ROMAZA trial

Chief investigator - Professor Charles Craddock, University Hospital Birmingham
Phase I trial of romidepsin plus azacitidine in patients with newly diagnosed, relapsed or refractory acute myeloid leukaemia ineligible for conventional chemotherapy
Award start date: 01 Jan 2013
Recruitment start date: 30 Sep 2013

People with acute myeloid leukaemia (AML) are usually given chemotherapy, but not everyone can have this type of treatment. Researchers think that combining azacitidine with romidepsin may help people with AML who can’t have standard chemotherapy treatment.

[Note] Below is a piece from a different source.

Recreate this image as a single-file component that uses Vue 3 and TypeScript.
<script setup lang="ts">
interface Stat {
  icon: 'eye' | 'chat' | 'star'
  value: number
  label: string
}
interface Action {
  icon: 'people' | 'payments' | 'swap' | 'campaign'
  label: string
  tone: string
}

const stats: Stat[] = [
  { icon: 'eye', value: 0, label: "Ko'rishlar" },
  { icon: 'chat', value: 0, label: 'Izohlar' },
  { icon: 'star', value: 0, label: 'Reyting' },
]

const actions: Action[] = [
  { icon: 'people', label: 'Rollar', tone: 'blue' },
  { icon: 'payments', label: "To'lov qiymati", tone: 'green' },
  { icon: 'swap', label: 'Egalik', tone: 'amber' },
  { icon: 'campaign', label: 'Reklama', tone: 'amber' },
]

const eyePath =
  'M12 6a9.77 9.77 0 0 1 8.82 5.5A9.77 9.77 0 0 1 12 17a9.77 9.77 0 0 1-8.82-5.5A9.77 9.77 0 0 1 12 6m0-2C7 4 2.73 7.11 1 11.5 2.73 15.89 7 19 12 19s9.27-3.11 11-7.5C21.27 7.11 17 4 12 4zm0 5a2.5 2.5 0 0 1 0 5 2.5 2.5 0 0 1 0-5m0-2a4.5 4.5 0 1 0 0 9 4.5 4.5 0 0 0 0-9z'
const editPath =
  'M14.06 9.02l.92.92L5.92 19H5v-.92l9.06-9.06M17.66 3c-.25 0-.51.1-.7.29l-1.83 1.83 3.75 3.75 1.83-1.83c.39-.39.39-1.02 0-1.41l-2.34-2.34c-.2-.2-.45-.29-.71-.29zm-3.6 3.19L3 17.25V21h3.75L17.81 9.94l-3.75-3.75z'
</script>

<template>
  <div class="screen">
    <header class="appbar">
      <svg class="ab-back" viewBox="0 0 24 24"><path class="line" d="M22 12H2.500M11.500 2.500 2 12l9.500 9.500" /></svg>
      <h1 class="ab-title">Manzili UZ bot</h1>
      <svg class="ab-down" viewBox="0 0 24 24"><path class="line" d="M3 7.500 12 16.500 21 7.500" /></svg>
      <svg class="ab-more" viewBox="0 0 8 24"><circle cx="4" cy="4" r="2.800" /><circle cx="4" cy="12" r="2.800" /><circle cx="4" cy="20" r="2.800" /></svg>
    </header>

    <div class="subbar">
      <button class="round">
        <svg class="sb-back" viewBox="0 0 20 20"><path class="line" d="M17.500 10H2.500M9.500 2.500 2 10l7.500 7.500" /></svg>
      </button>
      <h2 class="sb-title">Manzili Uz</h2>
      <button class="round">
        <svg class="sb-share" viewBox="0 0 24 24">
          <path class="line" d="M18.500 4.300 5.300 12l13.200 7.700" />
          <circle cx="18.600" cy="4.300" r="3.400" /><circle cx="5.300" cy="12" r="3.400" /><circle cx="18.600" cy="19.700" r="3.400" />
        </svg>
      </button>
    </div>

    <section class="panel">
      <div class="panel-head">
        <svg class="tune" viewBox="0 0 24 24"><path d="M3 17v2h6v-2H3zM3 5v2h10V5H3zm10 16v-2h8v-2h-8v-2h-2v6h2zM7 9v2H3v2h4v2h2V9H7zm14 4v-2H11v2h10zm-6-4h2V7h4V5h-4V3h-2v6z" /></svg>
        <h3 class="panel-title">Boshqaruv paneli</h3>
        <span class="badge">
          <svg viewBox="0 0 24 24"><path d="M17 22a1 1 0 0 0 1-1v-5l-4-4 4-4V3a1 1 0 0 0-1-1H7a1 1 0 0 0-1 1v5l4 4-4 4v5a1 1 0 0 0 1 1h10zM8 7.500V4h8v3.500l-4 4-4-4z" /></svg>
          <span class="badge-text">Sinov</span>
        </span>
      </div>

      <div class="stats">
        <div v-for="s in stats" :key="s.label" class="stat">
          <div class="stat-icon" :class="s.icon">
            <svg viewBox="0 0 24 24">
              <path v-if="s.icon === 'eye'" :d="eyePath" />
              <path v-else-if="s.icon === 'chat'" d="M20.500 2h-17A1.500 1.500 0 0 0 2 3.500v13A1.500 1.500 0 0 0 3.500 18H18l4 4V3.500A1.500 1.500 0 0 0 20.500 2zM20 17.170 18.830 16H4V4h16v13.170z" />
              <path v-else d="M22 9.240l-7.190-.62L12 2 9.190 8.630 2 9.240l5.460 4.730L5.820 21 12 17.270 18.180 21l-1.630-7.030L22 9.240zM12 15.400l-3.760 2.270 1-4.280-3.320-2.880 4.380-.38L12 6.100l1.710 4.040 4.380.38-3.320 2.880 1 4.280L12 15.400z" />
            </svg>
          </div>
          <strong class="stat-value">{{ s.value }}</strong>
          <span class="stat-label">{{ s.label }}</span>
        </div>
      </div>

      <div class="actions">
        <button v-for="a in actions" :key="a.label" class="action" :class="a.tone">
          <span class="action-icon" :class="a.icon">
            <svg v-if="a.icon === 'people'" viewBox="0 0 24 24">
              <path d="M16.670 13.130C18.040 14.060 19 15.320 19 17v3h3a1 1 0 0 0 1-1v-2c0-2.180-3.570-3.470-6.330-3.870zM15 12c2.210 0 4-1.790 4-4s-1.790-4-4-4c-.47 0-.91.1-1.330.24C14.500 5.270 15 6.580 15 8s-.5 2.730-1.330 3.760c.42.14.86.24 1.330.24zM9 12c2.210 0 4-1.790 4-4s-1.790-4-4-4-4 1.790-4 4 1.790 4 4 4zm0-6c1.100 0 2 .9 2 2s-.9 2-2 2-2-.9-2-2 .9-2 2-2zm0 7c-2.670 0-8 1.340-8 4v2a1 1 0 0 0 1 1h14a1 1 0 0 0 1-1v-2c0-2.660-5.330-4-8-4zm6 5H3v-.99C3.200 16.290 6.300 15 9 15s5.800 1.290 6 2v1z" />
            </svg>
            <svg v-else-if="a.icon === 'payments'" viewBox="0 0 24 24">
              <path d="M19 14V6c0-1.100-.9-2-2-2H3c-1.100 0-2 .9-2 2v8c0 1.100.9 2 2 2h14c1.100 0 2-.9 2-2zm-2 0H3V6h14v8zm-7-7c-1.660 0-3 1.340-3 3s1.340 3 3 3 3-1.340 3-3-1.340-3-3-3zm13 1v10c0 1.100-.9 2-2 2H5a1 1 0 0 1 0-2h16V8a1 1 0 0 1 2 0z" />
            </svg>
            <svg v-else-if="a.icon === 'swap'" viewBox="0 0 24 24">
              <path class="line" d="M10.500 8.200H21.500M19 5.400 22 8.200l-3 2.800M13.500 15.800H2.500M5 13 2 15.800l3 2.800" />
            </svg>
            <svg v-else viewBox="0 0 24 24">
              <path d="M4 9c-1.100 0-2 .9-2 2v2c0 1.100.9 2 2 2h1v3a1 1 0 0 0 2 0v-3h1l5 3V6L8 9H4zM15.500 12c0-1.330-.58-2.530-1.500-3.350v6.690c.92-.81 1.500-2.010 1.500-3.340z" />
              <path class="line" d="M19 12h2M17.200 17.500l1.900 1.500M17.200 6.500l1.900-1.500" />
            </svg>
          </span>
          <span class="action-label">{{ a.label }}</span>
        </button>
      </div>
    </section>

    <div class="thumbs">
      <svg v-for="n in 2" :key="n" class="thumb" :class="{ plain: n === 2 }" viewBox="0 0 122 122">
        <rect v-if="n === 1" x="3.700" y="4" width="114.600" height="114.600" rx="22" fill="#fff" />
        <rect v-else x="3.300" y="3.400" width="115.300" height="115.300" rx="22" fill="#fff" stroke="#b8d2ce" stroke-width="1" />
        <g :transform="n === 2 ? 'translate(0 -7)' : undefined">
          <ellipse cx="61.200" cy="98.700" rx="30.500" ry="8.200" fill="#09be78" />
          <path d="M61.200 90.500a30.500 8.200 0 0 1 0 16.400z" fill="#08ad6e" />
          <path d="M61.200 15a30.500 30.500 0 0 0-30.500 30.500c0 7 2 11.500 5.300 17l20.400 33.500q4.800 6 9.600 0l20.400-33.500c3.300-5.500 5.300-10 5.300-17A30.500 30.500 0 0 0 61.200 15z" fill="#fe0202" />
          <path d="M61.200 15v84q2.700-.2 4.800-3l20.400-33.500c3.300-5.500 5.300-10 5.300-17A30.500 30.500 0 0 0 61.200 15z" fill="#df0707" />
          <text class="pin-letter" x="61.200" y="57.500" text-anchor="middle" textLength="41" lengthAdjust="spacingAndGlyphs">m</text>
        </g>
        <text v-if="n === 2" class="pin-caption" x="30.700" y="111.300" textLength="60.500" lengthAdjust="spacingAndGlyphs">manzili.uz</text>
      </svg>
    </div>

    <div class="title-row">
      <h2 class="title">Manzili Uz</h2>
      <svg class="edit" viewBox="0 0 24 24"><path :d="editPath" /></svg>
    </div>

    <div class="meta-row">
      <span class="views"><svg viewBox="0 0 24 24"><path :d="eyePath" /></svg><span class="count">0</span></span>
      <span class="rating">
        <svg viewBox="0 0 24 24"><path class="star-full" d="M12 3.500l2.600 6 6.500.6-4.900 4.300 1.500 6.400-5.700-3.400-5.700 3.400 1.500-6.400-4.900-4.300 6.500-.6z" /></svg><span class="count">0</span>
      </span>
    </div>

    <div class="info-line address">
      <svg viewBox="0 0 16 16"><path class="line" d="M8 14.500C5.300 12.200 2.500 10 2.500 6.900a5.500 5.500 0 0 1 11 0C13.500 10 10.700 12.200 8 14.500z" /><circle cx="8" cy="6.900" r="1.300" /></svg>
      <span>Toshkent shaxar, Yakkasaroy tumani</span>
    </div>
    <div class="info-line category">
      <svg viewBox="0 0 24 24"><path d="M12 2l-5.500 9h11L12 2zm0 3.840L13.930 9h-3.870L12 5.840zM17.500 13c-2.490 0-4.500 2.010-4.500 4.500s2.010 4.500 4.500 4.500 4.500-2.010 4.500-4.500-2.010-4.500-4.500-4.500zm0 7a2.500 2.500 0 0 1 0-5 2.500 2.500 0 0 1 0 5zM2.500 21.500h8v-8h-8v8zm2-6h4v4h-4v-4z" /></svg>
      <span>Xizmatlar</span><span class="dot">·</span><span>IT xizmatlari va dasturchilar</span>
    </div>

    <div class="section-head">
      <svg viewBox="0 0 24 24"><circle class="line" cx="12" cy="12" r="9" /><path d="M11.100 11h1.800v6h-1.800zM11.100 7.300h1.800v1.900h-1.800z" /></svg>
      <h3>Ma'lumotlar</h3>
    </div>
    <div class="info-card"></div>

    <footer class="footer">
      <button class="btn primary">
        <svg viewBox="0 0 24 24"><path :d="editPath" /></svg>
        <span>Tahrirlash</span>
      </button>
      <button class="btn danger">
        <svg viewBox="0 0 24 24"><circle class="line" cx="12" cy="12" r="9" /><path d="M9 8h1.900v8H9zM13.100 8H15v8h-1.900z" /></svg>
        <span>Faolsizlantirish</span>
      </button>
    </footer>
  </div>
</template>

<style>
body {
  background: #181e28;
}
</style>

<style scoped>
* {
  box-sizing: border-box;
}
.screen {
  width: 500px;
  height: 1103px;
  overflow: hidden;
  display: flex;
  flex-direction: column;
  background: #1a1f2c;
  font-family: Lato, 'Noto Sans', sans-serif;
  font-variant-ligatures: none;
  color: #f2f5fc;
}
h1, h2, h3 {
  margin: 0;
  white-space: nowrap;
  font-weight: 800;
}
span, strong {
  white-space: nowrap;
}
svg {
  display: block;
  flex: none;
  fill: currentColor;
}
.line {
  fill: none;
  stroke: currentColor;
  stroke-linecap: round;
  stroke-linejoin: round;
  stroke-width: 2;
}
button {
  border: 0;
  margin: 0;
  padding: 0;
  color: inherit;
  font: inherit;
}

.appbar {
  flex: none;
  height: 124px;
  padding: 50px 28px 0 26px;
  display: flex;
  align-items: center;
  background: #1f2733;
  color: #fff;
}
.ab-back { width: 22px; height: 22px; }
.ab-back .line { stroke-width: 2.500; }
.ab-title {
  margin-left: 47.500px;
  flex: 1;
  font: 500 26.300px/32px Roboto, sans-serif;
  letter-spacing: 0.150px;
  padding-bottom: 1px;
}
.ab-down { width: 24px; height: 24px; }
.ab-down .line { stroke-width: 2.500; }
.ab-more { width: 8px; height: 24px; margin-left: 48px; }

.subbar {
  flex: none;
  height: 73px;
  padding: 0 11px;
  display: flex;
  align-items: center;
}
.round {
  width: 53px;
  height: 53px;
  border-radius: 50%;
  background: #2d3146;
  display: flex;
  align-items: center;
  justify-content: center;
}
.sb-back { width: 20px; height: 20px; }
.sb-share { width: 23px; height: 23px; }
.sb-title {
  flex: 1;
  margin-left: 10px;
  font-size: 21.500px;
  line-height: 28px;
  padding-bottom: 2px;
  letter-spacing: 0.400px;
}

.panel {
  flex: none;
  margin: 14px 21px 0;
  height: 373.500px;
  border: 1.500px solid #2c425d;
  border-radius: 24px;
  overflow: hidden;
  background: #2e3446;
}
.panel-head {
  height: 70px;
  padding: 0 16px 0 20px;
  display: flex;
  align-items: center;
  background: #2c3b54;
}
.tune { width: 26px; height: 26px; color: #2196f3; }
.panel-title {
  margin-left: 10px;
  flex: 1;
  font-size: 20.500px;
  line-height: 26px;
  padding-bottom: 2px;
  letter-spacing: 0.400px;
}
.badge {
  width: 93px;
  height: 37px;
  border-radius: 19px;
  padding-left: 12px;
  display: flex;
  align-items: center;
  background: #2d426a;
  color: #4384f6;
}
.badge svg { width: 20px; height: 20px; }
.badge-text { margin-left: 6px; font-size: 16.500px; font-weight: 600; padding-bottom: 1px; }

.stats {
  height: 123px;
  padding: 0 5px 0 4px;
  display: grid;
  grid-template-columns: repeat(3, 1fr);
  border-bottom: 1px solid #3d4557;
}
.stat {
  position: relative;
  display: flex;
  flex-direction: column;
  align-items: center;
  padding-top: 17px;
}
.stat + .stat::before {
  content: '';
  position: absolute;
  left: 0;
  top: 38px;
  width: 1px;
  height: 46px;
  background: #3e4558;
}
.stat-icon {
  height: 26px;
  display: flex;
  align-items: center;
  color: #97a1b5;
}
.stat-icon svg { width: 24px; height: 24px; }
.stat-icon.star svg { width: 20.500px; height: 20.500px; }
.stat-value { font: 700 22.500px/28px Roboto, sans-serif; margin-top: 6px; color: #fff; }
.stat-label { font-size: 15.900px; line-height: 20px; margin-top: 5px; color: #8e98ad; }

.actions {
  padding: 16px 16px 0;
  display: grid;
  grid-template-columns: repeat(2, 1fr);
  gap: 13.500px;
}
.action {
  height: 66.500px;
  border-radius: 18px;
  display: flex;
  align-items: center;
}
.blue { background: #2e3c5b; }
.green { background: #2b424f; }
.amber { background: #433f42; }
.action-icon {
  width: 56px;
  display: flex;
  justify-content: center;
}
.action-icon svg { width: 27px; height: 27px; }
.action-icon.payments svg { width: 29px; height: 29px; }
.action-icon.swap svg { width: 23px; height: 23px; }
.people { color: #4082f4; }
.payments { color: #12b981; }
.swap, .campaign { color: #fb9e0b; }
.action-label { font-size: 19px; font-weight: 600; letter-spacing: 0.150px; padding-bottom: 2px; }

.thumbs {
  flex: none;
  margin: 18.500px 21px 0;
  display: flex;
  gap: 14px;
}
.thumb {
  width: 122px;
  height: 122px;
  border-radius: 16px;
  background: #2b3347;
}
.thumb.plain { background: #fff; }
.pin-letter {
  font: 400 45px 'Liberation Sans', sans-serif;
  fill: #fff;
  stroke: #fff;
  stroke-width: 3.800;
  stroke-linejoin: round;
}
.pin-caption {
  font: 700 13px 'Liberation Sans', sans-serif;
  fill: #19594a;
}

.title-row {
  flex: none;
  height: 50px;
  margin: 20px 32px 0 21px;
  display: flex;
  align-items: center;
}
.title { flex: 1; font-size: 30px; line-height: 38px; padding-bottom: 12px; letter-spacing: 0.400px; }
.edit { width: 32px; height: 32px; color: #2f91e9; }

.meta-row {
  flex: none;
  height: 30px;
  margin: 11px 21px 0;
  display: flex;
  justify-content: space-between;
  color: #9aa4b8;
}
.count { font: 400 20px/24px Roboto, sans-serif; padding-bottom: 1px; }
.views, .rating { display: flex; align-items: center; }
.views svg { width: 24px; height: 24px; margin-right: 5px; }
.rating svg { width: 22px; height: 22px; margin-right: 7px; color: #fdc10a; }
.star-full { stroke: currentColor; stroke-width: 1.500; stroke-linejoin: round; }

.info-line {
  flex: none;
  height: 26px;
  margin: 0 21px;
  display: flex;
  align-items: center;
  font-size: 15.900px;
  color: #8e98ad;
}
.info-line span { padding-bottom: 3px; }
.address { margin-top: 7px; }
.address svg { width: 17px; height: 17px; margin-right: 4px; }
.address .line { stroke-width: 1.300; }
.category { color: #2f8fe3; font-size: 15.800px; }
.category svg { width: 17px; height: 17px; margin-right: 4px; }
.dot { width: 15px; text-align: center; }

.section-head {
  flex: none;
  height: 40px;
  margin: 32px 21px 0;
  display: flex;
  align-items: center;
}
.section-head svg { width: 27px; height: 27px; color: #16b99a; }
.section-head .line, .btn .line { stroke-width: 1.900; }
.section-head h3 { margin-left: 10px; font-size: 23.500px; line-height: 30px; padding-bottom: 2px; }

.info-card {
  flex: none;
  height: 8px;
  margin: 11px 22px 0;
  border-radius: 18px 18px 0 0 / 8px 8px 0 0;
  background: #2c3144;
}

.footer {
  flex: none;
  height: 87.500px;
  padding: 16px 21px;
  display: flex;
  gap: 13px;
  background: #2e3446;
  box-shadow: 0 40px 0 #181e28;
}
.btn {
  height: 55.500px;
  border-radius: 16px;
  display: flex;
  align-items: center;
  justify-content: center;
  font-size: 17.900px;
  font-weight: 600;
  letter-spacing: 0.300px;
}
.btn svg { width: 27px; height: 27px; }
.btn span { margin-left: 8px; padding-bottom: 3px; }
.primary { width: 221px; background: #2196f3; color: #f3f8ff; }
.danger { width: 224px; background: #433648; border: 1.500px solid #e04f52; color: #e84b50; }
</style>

Azacitidine is a type of chemotherapy drug that doctors already use to treat people with AML. Its exact mechanism of action is unknown, and it has more than one effect on cells. In AML, important genes that regulate cell growth and division are turned off by methyl groups becoming attached to the cells’ DNA, allowing cells to grow out of control. Azacitidine can act as a demethylating agent, removing the methyl groups and restoring normal gene function.

Romidepsin is a new HDAC inhibitor – a drug that blocks enzymes called histone deacetylases, which cells need to grow and divide. It has provided clinical benefit in people with lymphoma, but to date has not been studied in combination with azacitidine in people with AML.

The aims of this trial were:

  • To find out what is the highest dose of romidepsin to give with azacitidine
  • See how safe it is to give romidepsin with azacitidine
  • Assess how well this combination of drugs work for people with AML

This trial is closed for recruitment, and we hope to update you with the results soon.